The eventual winner of the UK contest will have to show that they not only understand the poems in question, but they will have to prove they can perform them too. 

Daisy Goodwin, who’s edited eight poetry anthologies and is Head of Silver River says, “Learnt young, poems will stay in the head for life, adding lustre to the good moments and illumination in the bad. Who knows how many hitherto unpromising nine-year olds may discover a fluency and confidence that they never knew they possessed and find themselves on the path to greatness?” 

To enter the competition teachers should visit: bbc.co.uk/schools/teachers/offbyheart   

The closing date for entries is 19th December 2008.  

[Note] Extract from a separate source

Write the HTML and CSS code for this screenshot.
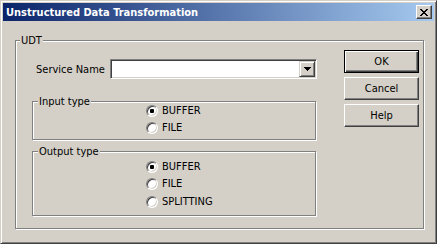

Poems to learn Off By Heart:  

  1. Alligator by Grace Nichols
  2. The Way Through The Woods by Rudyard Kipling
  3. The Pig by Roald Dahl
  4. Daffodils by William Wordsworth
  5. The Owl and The Pussycat by Edward Lear
  6. Leisure by W H Davies
  7. Talking Turkeys by Benjamin Zephaniah  
  8. Matilda by Hilaire Belloc
  9. The Tyger by William Blake
  10. A Red, Red Rose by Robert Burns
  11. The Listeners by Walter de la Mare
  12. The Walrus and The Carpenter by Lewis Carroll  
  13. The King’s Breakfast by A A Milne  
  14. Macavity: The Mystery Cat by T S Eliot  
  15. The Lake Isle of Innisfree by W B Yeats    

 

How to learn verse

1. Read the poem to yourself.

2. Now read the first line of the poem out loud. Take your eyes from the page and immediately say the line again. Glance back to make sure you got it right. If you made a mistake, try again. Now do the same with the second line. Repeat the procedure for every line in the poem.

3. Go back to the beginning. This time, read the first two lines out loud, look away and repeat them aloud. Check. If you made a mistake, try again. Now move on to the next two lines, going through the whole poem two lines at a time.

4. Repeat the process three lines at a time, then four lines at a time, then five and then six. By the sixth pass, no matter how long the poem, you will have it memorised.

5. Recite the whole poem just before you go to bed at night.

6. Crucial: stop thinking about the poem. Your sleeping mind is very important for memory.

7. The next day, you should find (after a glance at the first line to bump-start your memory) that you can recite the whole poem.